To close, let's hear from one of our great leaders Senator Daniel Webster's speech in January of 1830 as the nullification process was heating up.

"I have not allowed myself, Sir, to look beyond the Union, to see what might lie hidden in the dark recess behind. I have not coolly weighed the chances of preserving liberty when the bonds that unite us together shall be broken asunder. I have not accustomed myself to hand over the precipice of disunion, to see whether, with my short sight, I can fathom the depth of the abyss below... While the Union lasts, we have high, exciting, gratifying prospects spread out before us for us and our children. Beyond that I seek not to penetrate the veil. God grant that in my day, at least, that curtain may not rise! God grant that on my vision never may be opened what lies behind! When my eyes shall be turned to behold for the last time the sun in heaven, may I not see him shining on the broken and dishonored fragments of a once glorious Union; on States dissevered, discordant, belligerent; on a land rent with civil feuds, or drenched, it may be, in fraternal blood!
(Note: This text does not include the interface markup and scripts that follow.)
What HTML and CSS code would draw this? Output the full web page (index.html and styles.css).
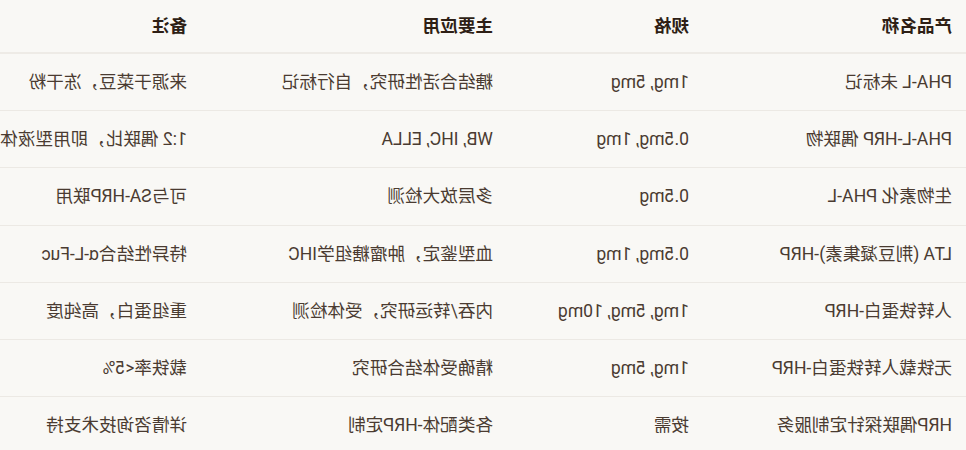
FILE: index.html
```html
<!DOCTYPE html>
<html lang="zh-CN">
<head>
<meta charset="UTF-8">
<meta name="viewport" content="width=device-width, initial-scale=1.0">
<title>HRP偶联产品规格</title>
<link rel="stylesheet" href="styles.css">
</head>
<body>
<div class="page">
  <table class="spec-table">
    <colgroup>
      <col class="col-name">
      <col class="col-size">
      <col class="col-use">
      <col class="col-note">
    </colgroup>
    <thead>
      <tr>
        <th>产品名称</th>
        <th>规格</th>
        <th>主要应用</th>
        <th>备注</th>
      </tr>
    </thead>
    <tbody>
      <tr>
        <td>PHA-L 未标记</td>
        <td>1mg, 5mg</td>
        <td>糖结合活性研究，自行标记</td>
        <td>来源于菜豆，冻干粉</td>
      </tr>
      <tr>
        <td>PHA-L-HRP 偶联物</td>
        <td>0.5mg, 1mg</td>
        <td>WB, IHC, ELLA</td>
        <td>1:2 偶联比，即用型液体</td>
      </tr>
      <tr>
        <td>生物素化 PHA-L</td>
        <td>0.5mg</td>
        <td>多层放大检测</td>
        <td>可与SA-HRP联用</td>
      </tr>
      <tr>
        <td>LTA (荆豆凝集素)-HRP</td>
        <td>0.5mg, 1mg</td>
        <td>血型鉴定，肿瘤糖组学IHC</td>
        <td>特异性结合α-L-Fuc</td>
      </tr>
      <tr>
        <td>人转铁蛋白-HRP</td>
        <td>1mg, 5mg, 10mg</td>
        <td>内吞/转运研究，受体检测</td>
        <td>重组蛋白，高纯度</td>
      </tr>
      <tr>
        <td>无铁载人转铁蛋白-HRP</td>
        <td>1mg, 5mg</td>
        <td>精确受体结合研究</td>
        <td>载铁率&lt;5%</td>
      </tr>
      <tr>
        <td>HRP偶联探针定制服务</td>
        <td>按需</td>
        <td>各类配体-HRP定制</td>
        <td>详情咨询技术支持</td>
      </tr>
    </tbody>
  </table>
</div>
</body>
</html>
```

FILE: styles.css
```css
html, body {
  margin: 0;
  padding: 0;
  background-color: #f9f8f5;
  font-family: Roboto, 'Noto Sans CJK SC', sans-serif;
  color: #4a3b31;
}

/* the whole view is shown mirrored */
.page {
  width: 966px;
  height: 450px;
  overflow: hidden;
  transform: scaleX(-1);
}

.spec-table {
  border-collapse: collapse;
  table-layout: fixed;
  width: 1005px;
  font-size: 17.6px;
  line-height: 1.6;
}

.col-name { width: 263px; }
.col-size { width: 196px; }
.col-use { width: 306px; }
.col-note { width: 240px; }

.spec-table th,
.spec-table td {
  text-align: left;
  white-space: nowrap;
  padding: 14px 14px;
}

.spec-table th {
  padding: 12px 14px;
  font-weight: 700;
  color: #2e1f15;
  border-bottom: 2px solid #eeebe6;
}

.spec-table td {
  border-bottom: 1px solid #ece9e4;
}
```
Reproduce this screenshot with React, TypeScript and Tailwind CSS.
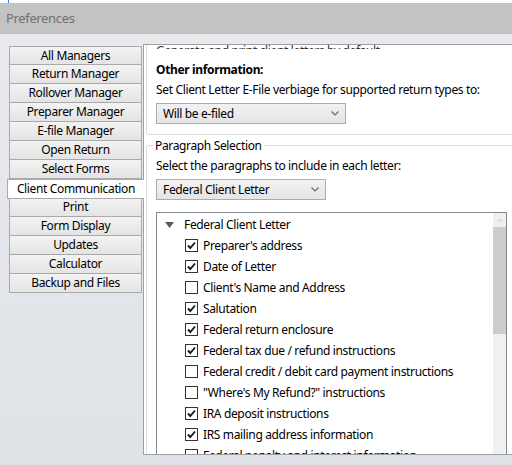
import React from 'react'

const NAV = [
  'All Managers',
  'Return Manager',
  'Rollover Manager',
  'Preparer Manager',
  'E-file Manager',
  'Open Return',
  'Select Forms',
  'Client Communication',
  'Print',
  'Form Display',
  'Updates',
  'Calculator',
  'Backup and Files',
]

const ITEMS: { label: string; checked: boolean }[] = [
  { label: "Preparer's address", checked: true },
  { label: 'Date of Letter', checked: true },
  { label: "Client's Name and Address", checked: false },
  { label: 'Salutation', checked: true },
  { label: 'Federal return enclosure', checked: true },
  { label: 'Federal tax due / refund instructions', checked: true },
  { label: 'Federal credit / debit card payment instructions', checked: false },
  { label: '"Where\'s My Refund?" instructions', checked: false },
  { label: 'IRA deposit instructions', checked: true },
  { label: 'IRS mailing address information', checked: true },
  { label: 'Federal penalty and interest information', checked: false },
]

function Chevron() {
  return (
    <svg width="8" height="5" viewBox="0 0 8 5" className="shrink-0">
      <path d="M0.5 0.5 L4 4 L7.5 0.5" fill="none" stroke="#6b6b6b" strokeWidth="1.2" />
    </svg>
  )
}

function Select({ value, width }: { value: string; width: string }) {
  return (
    <div
      className={`${width} h-[21px] flex items-center justify-between pl-[6px] pr-[6px] border border-[#acacac] bg-gradient-to-b from-[#f2f2f2] to-[#e5e5e5] text-black`}
    >
      <span>{value}</span>
      <Chevron />
    </div>
  )
}

function Checkbox({ checked }: { checked: boolean }) {
  return (
    <div className="w-[13px] h-[13px] border border-[#333333] bg-white flex items-center justify-center shrink-0">
      {checked && (
        <svg width="11" height="11" viewBox="0 0 11 11">
          <path d="M2 5.5 L4.3 8 L9 2.5" fill="none" stroke="#1a1a1a" strokeWidth="1.9" />
        </svg>
      )}
    </div>
  )
}

export default function App() {
  return (
    <div className="w-[512px] h-[465px] overflow-hidden bg-[#e1e4e8] flex flex-col font-['Noto_Sans',sans-serif] text-[12px] tracking-[-0.35px] text-black">
      {/* window top edge */}
      <div className="h-[3px] bg-white flex">
        <div className="ml-[8px] w-[1px] bg-[#3b7dd8]" />
      </div>
      {/* title */}
      <div className="h-[31px] bg-[#c3c3c3] flex items-center px-[6px] text-[13px] text-[#707070]">
        Preferences
      </div>

      <div className="flex flex-1 min-h-0 bg-gradient-to-b from-[#e8eaee] to-[#dfe2e6]">
        {/* left nav */}
        <div className="w-[143px] shrink-0 pt-[12px] flex flex-col">
          {NAV.map((n, i) =>
            n === 'Client Communication' ? (
              <div
                key={n}
                className="relative z-10 ml-[7px] w-[137px] h-[20px] bg-white border border-r-0 border-[#a9a9a9] -mb-[1px] flex items-center justify-center leading-none"
              >
                {n}
              </div>
            ) : (
              <div
                key={n}
                className={`ml-[9px] w-[133px] h-[19px] border-x border-b border-[#a9a9a9] bg-gradient-to-b from-[#f3f3f3] to-[#e4e4e4] flex items-center justify-center leading-none ${
                  i === 0 ? 'border-t' : ''
                }`}
              >
                {n}
              </div>
            )
          )}
        </div>

        {/* right panel */}
        <div className="flex-1 mt-[10px] mb-[10px] bg-white border-l border-t border-b border-[#a0a0a0] overflow-hidden flex flex-col">
          {/* Other information group (top clipped) */}
          <div className="ml-[2px] -mr-[8px] border-l border-b border-r border-[#dcdcdc] rounded-b-[3px] pl-[9px] pb-[10px]">
            <div className="h-[4px] overflow-hidden">
              <div className="-mt-[2px] leading-[16px] text-[#333]">Generate and print client letters by default</div>
            </div>
            <div className="mt-[13px] font-bold leading-[16px]">Other information:</div>
            <div className="mt-[4px] leading-[16px]">Set Client Letter E-File verbiage for supported return types to:</div>
            <div className="mt-[5px]">
              <Select value="Will be e-filed" width="w-[190px]" />
            </div>
          </div>

          {/* Paragraph Selection group */}
          <div className="ml-[2px] -mr-[8px] mt-[10px] flex-1 min-h-0 border-l border-[#dcdcdc] rounded-tl-[3px] flex flex-col">
            <div className="flex items-center h-[1px] -mr-[1px]">
              <div className="w-[6px] h-[1px] bg-[#dcdcdc]" />
              <div className="px-[2px] leading-[16px]">Paragraph Selection</div>
              <div className="flex-1 h-[1px] bg-[#dcdcdc]" />
            </div>
            <div className="pl-[9px] flex flex-col flex-1 min-h-0">
              <div className="mt-[12px] leading-[16px]">Select the paragraphs to include in each letter:</div>
              <div className="mt-[5px]">
                <Select value="Federal Client Letter" width="w-[170px]" />
              </div>
              {/* tree */}
              <div className="mt-[12px] w-[351px] flex-1 min-h-0 border-l border-t border-r border-[#828790] flex overflow-hidden">
                <div className="flex-1 pt-[1px]">
                  <div className="h-[21px] flex items-center">
                    <svg width="9" height="6" viewBox="0 0 9 6" className="ml-[8px] mr-[10px]">
                      <path d="M0 0 L9 0 L4.5 6 Z" fill="#5c5c5c" />
                    </svg>
                    <span>Federal Client Letter</span>
                  </div>
                  {ITEMS.map((it) => (
                    <div key={it.label} className="h-[21px] flex items-center pl-[28px] gap-[5px] whitespace-nowrap">
                      <Checkbox checked={it.checked} />
                      <span>{it.label}</span>
                    </div>
                  ))}
                </div>
                {/* scrollbar */}
                <div className="w-[13px] shrink-0 flex flex-col bg-[#f0f0f0]">
                  <div className="h-[14px] flex items-center justify-center">
                    <svg width="5" height="3" viewBox="0 0 5 3">
                      <path d="M0.5 2.5 L2.5 0.5 L4.5 2.5" fill="none" stroke="#b0b0b0" strokeWidth="0.8" />
                    </svg>
                  </div>
                  <div className="h-[107px] bg-[#cdcdcd]" />
                </div>
              </div>
            </div>
          </div>
        </div>
      </div>
    </div>
  )
}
Let their last feeble and lingering glance rather behold the gorgeous ensign of the republic, now advanced, its arms and trophies streaming in single star obscured, bearing for its motto no such miserable interrogatory as "What is all this worth?" nor those words of delusion and folly, "Liberty first and Union afterwards"; but everywhere, spread all over in characters of living light, blazing on all its ample folds, as they float over the sea and over the land, and in every wind under the whole heavens that other sentiment, dear to every true American heart - Liberty and Union, now and forever, one and inseparable."

I wouldn't want to put it to the test today, I am not sure we have men like Henry Clay and Daniel Webster who are so respected by both sides of any issue to stand in the gap and bring us back together.